Monday, May. 07, 1934

Dark Lady

Two LOVES I HAVE--Clara Longworth de Chambrun--Lippincott ($2.50).

The plain man-in-the-street sometimes feels that William Shakespeare never existed at all as a real person, or that perhaps he actually was Francis Bacon or an incarnation of Ignatius Donnelly in disguise. Most experts agree, however, that William Shakespeare of Stratford-on-Avon was the Shakespeare of the Plays and Sonnets which are still the highest peak in the jagged outline of English literature. But there remain many mysterious gaps in Shakespeare's personal history. Who, for instance, was the famed Dark Lady of the Sonnets Bernard Shaw and the late Frank Harris "proved" she was Mary Fitton, maid-of-honor at Elizabeth's court. Countess de Chambrun (Cincinnati-born sister of the late Nicholas Longworth) thinks the Dark Lady was Mistress Nan Davenant, wife of an Oxford innkeeper.

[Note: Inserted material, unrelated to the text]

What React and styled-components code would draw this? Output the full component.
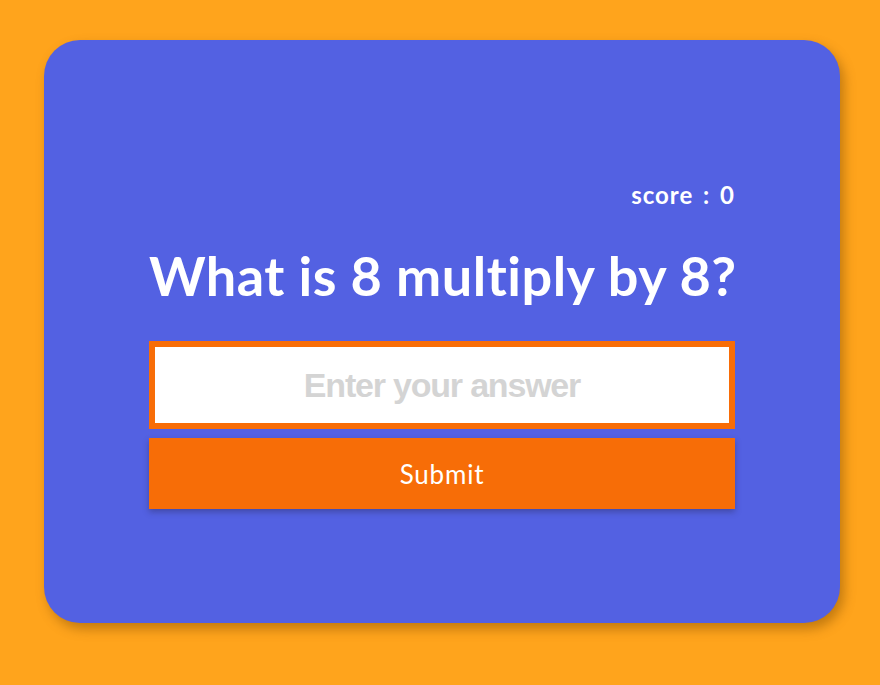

Countess de Chambrun bases her romanticized tale of Shakespeare's career on "two score years of personal research," which includes a knowledge of the latest diggings among Shakespeare's bones. Perhaps Anne Hathaway really was the beautiful and understanding wife Author de Chambrun portrays: perhaps Shakespeare really was mixed up in Papist alarums and Essex' plot; perhaps he went to Scotland and had a fine clack with King James. But Author de Chambrun, though she is a bright lady and writes a conscientious romance, has not the vivifying touch. Readers will get more of an inkling about Shakespeare the man in reading three of his sonnets than by attending 30 such fancy-dress parties as Two Loves I Have.